POV-Ray : Newsgroups : povray.off-topic : PIPA and SOPA : Re: PIPA and SOPA Server Time
29 Jul 2024 08:15:37 EDT (-0400)
  Re: PIPA and SOPA  
From: Invisible
Date: 20 Jan 2012 05:45:42
Message: <4f1945d6$1@news.povray.org>
On 20/01/2012 04:44 AM, Patrick Elliott wrote:
> On 1/19/2012 8:56 AM, Invisible wrote:
>> All US
>> financial institutions are barred from interacting with it (most
>> specifically payment processing and advertising services).
>
> This part I didn't know, and is even more fucked up.

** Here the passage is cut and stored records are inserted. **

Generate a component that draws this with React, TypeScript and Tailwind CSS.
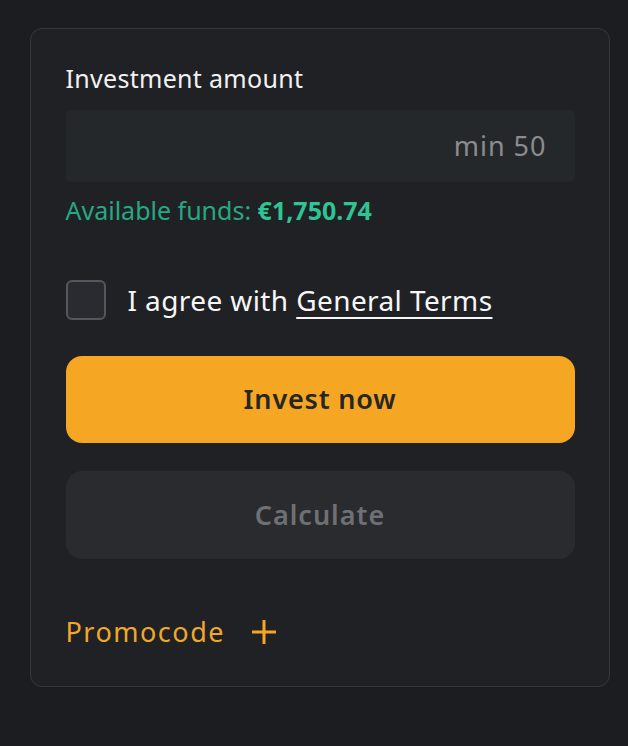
export default function App() {
  return (
    <div className="min-h-[746px] w-full bg-[#1c1d21] pl-[30px] pr-[18px] pt-[28px] pb-[60px] font-['Noto_Sans',sans-serif]">
      <div className="flex flex-col rounded-[12px] border-[1.5px] border-[#37383d] bg-[#202125] px-[34.5px] pt-[33px] pb-[36px]">
        <label className="text-[25px] leading-[32px] tracking-[0.3px] text-[#f2f2f2]">
          Investment amount
        </label>
        <div className="mt-[16px] flex h-[72px] items-center justify-end rounded-[6px] bg-[#25282b] pr-[28px]">
          <span className="text-[27px] tracking-[1px] text-[#8b8c90]">min 50</span>
        </div>
        <p className="mt-[12px] text-[25px] leading-[32px] text-[#27a884]">
          Available funds: <span className="font-bold text-[#2ec493]">€1,750.74</span>
        </p>
        <div className="mt-[54px] flex items-center gap-[22px]">
          <span className="h-[40px] w-[40px] rounded-[6px] border-2 border-[#55565b] bg-[#2a2b31]" />
          <span className="text-[28px] leading-[40px] tracking-[0.4px] text-[#f7f7f7]">
            I agree with{' '}
            <span className="underline decoration-2 underline-offset-[6px]">General Terms</span>
          </span>
        </div>
        <button className="mt-[36px] flex h-[87px] items-center justify-center rounded-[16px] bg-[#f5a623] text-[27px] font-semibold tracking-[0.8px] text-[#262626]">
          Invest now
        </button>
        <button className="mt-[28px] flex h-[88px] items-center justify-center rounded-[16px] bg-[#2a2b2f] text-[27px] font-semibold tracking-[1px] text-[#6f7074]">
          Calculate
        </button>
        <div className="mt-[55px] flex items-center gap-[27px]">
          <span className="text-[27px] leading-[36px] tracking-[1.5px] text-[#f0a82a]">Promocode</span>
          <svg width="24" height="24" viewBox="0 0 24 24" className="text-[#f5a623]">
            <path d="M12 0v24M0 12h24" stroke="currentColor" strokeWidth="3" />
          </svg>
        </div>
      </div>
    </div>
  )
}
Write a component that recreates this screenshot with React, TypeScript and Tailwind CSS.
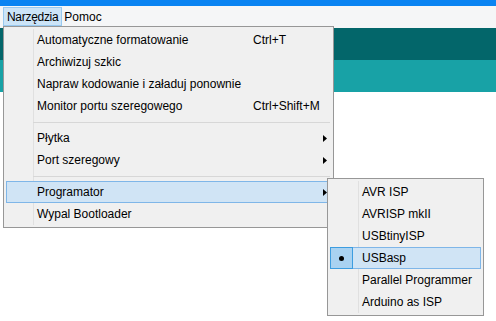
import React from "react";

const font = { fontFamily: '"Liberation Sans", Arial, sans-serif' };

function Arrow() {
  return (
    <svg width="4" height="7" viewBox="0 0 4 7" className="block">
      <path d="M0 0 L4 3.5 L0 7 Z" fill="#000" />
    </svg>
  );
}

type Item = { label: string; shortcut?: string; arrow?: boolean; hl?: boolean };

function MenuItem({ item }: { item: Item }) {
  return (
    <div
      className={
        "flex h-[22px] items-center border pr-[3px] " +
        (item.hl ? "border-[#7fb6e8] bg-[#d0e4f5]" : "border-transparent")
      }
    >
      <span className="w-[246px] shrink-0 pl-[30px]">{item.label}</span>
      {item.shortcut && <span>{item.shortcut}</span>}
      {item.arrow && (
        <span className="ml-auto">
          <Arrow />
        </span>
      )}
    </div>
  );
}

function Sep() {
  return (
    <div className="h-[10px] pl-[27px] pt-[5px]">
      <div className="h-px bg-[#d7d7d7] mr-[1px]" />
    </div>
  );
}

export default function App() {
  const sub = ["AVR ISP", "AVRISP mkII", "USBtinyISP", "USBasp", "Parallel Programmer", "Arduino as ISP"];
  return (
    <div className="relative w-[496px] h-[321px] overflow-hidden bg-white text-[12px] text-black" style={font}>
      <div className="h-[6px] bg-[#0a84f2]" />
      <div className="flex h-[22px] items-start bg-[#f5f6f7] pl-[3px] pt-[1px]">
        <div className="flex h-[19px] items-center border border-[#99c9ef] bg-[#cce4f7] px-[3px] tracking-[-0.3px]">Narzędzia</div>
        <div className="flex h-[19px] items-center px-[2px]">Pomoc</div>
      </div>
      <div className="h-[32px] bg-[#03666a]" />
      <div className="h-[32px] bg-[#18a2a6]" />

      <div className="absolute left-[3px] top-[26px] w-[331px] h-[202px] border border-[#979797] bg-[#f0f0f0] p-[2px]">
        <div className="absolute left-[29px] top-[2px] bottom-[2px] w-px bg-[#e0e0e0]" />
        <div className="relative flex flex-col">
          <MenuItem item={{ label: "Automatyczne formatowanie", shortcut: "Ctrl+T" }} />
          <MenuItem item={{ label: "Archiwizuj szkic" }} />
          <MenuItem item={{ label: "Napraw kodowanie i załaduj ponownie" }} />
          <MenuItem item={{ label: "Monitor portu szeregowego", shortcut: "Ctrl+Shift+M" }} />
          <Sep />
          <MenuItem item={{ label: "Płytka", arrow: true }} />
          <MenuItem item={{ label: "Port szeregowy", arrow: true }} />
          <Sep />
          <MenuItem item={{ label: "Programator", arrow: true, hl: true }} />
          <MenuItem item={{ label: "Wypal Bootloader" }} />
        </div>
      </div>

      <div className="absolute left-[327px] top-[178px] w-[157px] h-[138px] border border-[#979797] bg-[#f0f0f0] p-[2px]">
        <div className="absolute left-[30px] top-[2px] bottom-[2px] w-px bg-[#e0e0e0]" />
        <div className="relative flex flex-col">
          {sub.map((s) => {
            const sel = s === "USBasp";
            return (
              <div
                key={s}
                className={
                  "flex h-[22px] items-center border " +
                  (sel ? "border-[#7fb6e8] bg-[#d0e4f5]" : "border-transparent")
                }
              >
                <div
                  className={
                    "-my-px -ml-px flex h-[22px] w-[23px] shrink-0 items-center justify-center border " +
                    (sel ? "border-[#3d9de0] bg-[#a9d2f1]" : "border-transparent")
                  }
                >
                  {sel && <div className="h-[5px] w-[5px] rounded-full bg-black" />}
                </div>
                <span className="pl-[9px]">{s}</span>
              </div>
            );
          })}
        </div>
      </div>
    </div>
  );
}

Yeah, the idea is that if some illegal site operates off-shore, you 
can't sue them, but you can still financially strangle them into 
shutting down. I mean, assuming they make any significant money from the 
US market in the first place...

> Second, as
> long as some DNS, some place, provides the IP data to get to a site, all
> you need to do is have your machine look at *that* DNS site for the
> data, instead of the closest one.

I don't care whether you delete the DNS record or block that IP address. 
Sophisticated pirates can trivially circumvent such restrictions. If a 
"web site" is hosting illegal stuff, you might plausibly be able to 
block access to it. (Until somebody connects to a proxy outside America 
- oops!) But if illegal stuff is on a peer to peer network, and all you 
need is the IP address of any peer in the network in order to access all 
the stuff... So, what, you're going to blacklist every peer in the 
swarm? Good luck with that.

This isn't going to stop technical experts from pirating stuff. It /is/ 
going to stop the average, non-technical American from looking at stuff 
that industry and government don't want them to look at. All that 
scientific evidence about global warming... wouldn't it be convenient if 
all that just quietly "disappeared"? Wouldn't that be nice?

> The level of complete stupidity in
> the bill is astounding, even if you ignore the fact that the morons in
> Congress and the Senate that originally backed it, where claiming,
> probably due to not knowing any better, that it was, "bringing online
> law into parity with the regular laws"

I do not know much about how US law works. (Hell, I don't know much 
about how UK law works!) But I do wonder if the people behind this 
*actually* believe it will work, or whether they know damned will this 
will have no effect on piracy, and that's just a smokescreen in the 
first place... Perhaps I have become too cynical?

> Last I checked, the non-online laws requires the people, once they find
> out about it, to a) inform the cops, and/or b) kick the bastards out of
> their building, not serve jail time for having accidentally allowed them
> on their property, or, even stupider, allowing them to post the address
> of their illegal business on the public advertisement board, in the
> hallway. Parity my ass...

Yeah, well, to some extent it comes from people's frustration that 
foreign servers are helping piracy, and Americans can't sue them out of 
existence. If you can't shut them down, censor them. There aren't too 
many equivalents of that in the physical world.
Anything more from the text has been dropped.